Not sure if actionable, but maybe there's something here that can be done. I was investigating another issue today and ended up seeing a very slow Pants package step ~5 minutes. The issue reproduces with the simple command line
pex -vvv torch>=2 -o t2.2.pex
. This takes ~280 seconds on my machine, of which ~210-220 is spent purely in the zip step:This turns out to a 2.5 GB pex, which admittedly is on the fat side. Unzipping this beast takes ~30 seconds, and zipping it with regular
zip
takes ~230 seconds.zip -1
takes ~100 seconds and adds ~10% to the size.zip -0
takes 12 seconds but doubles the size.

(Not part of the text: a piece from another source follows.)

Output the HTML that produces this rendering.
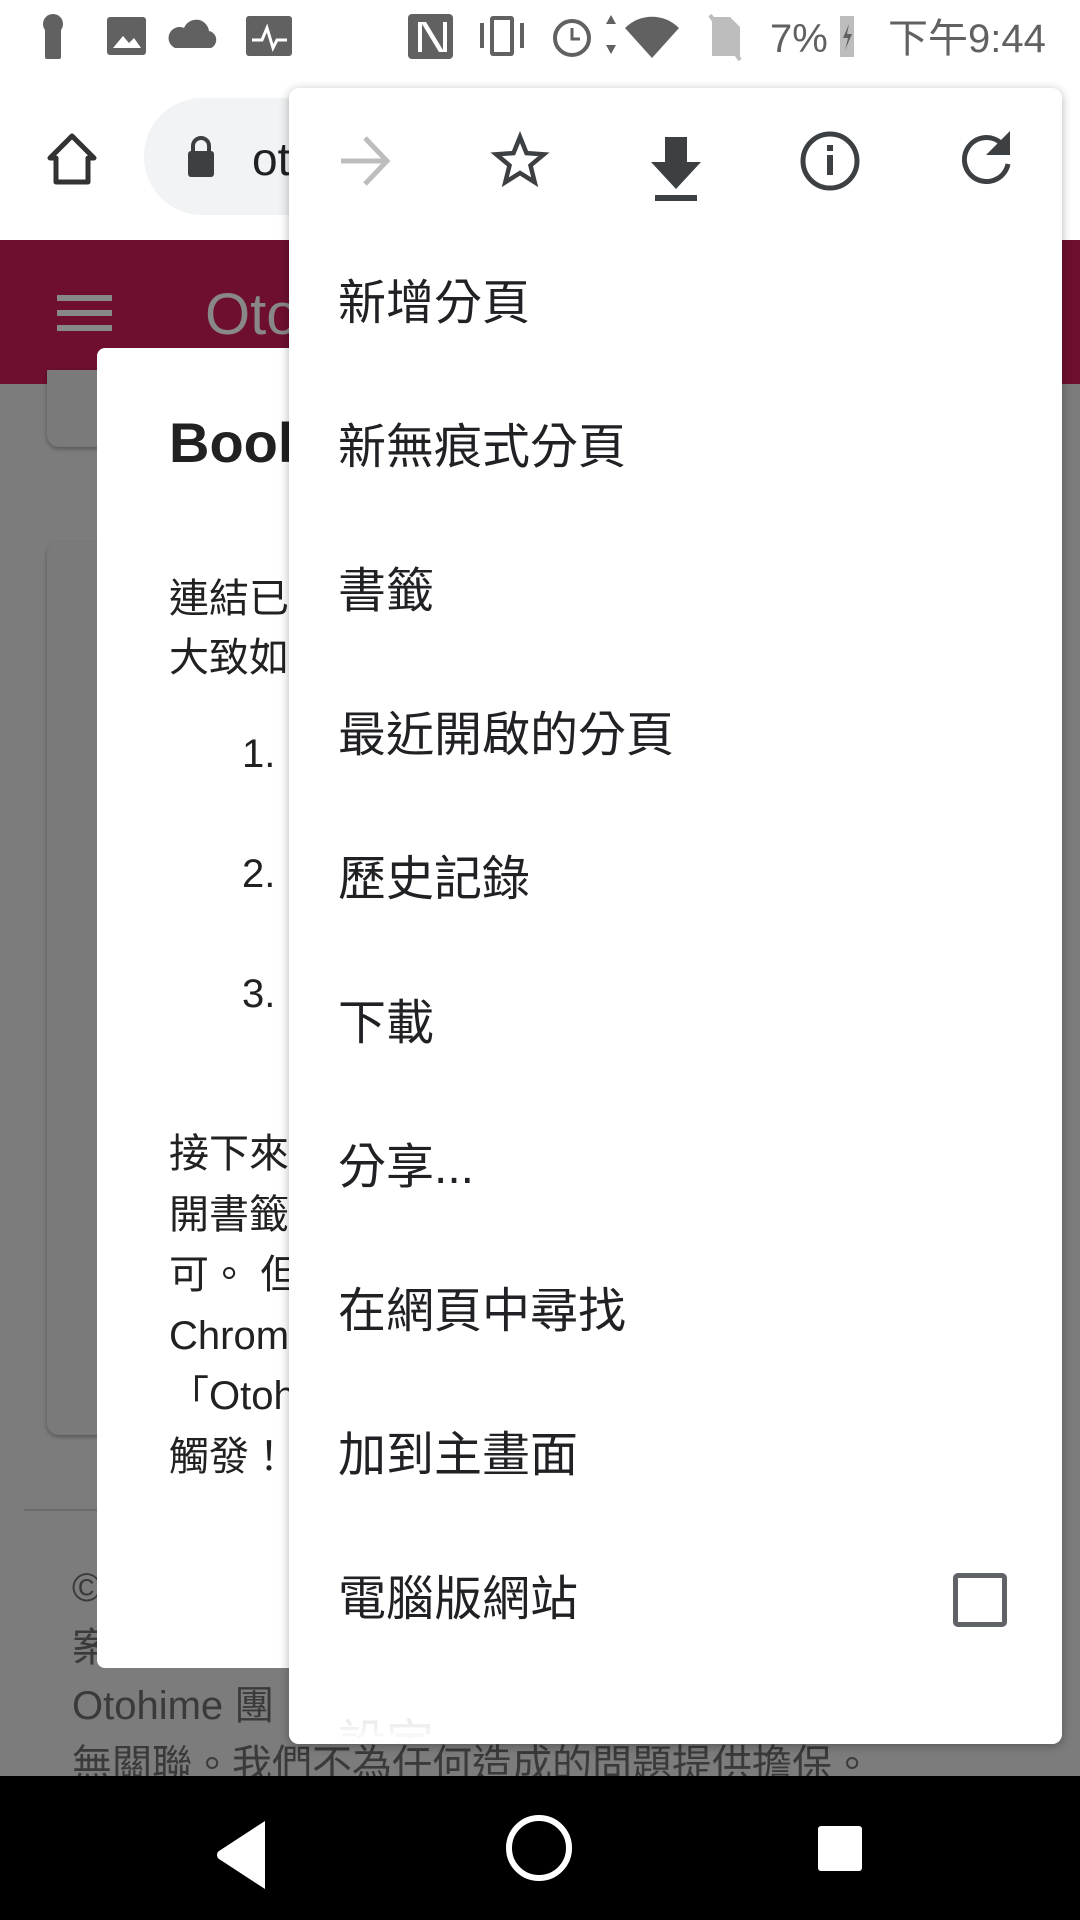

Seeing as compression seems to add the majority of the runtime, I did a very quick hack (outside of pex) where I move the compress step to a process pool (since it's CPU-heavy). With that, I get ~30 seconds at level 1, or about ~60 seconds on level 6. So 3-4x speed increase. It may be able to push this a bit higher by playing with ordering.I also played around with the store-only-by-suffix capabilities, but it seems like the .so's make up the bulk of both the compression potential and time: only compressing text-like files gives a ~4.3 GB zip in 20 seconds.
With all that said, I'm mostly curious if this is something that has been discussed elsewhere (found nothing while searching), and what kind of solution might be palatable relative to the gains that can be made. I'm willing to contribute something based on the work I've done so far, or investigate other suggested approaches.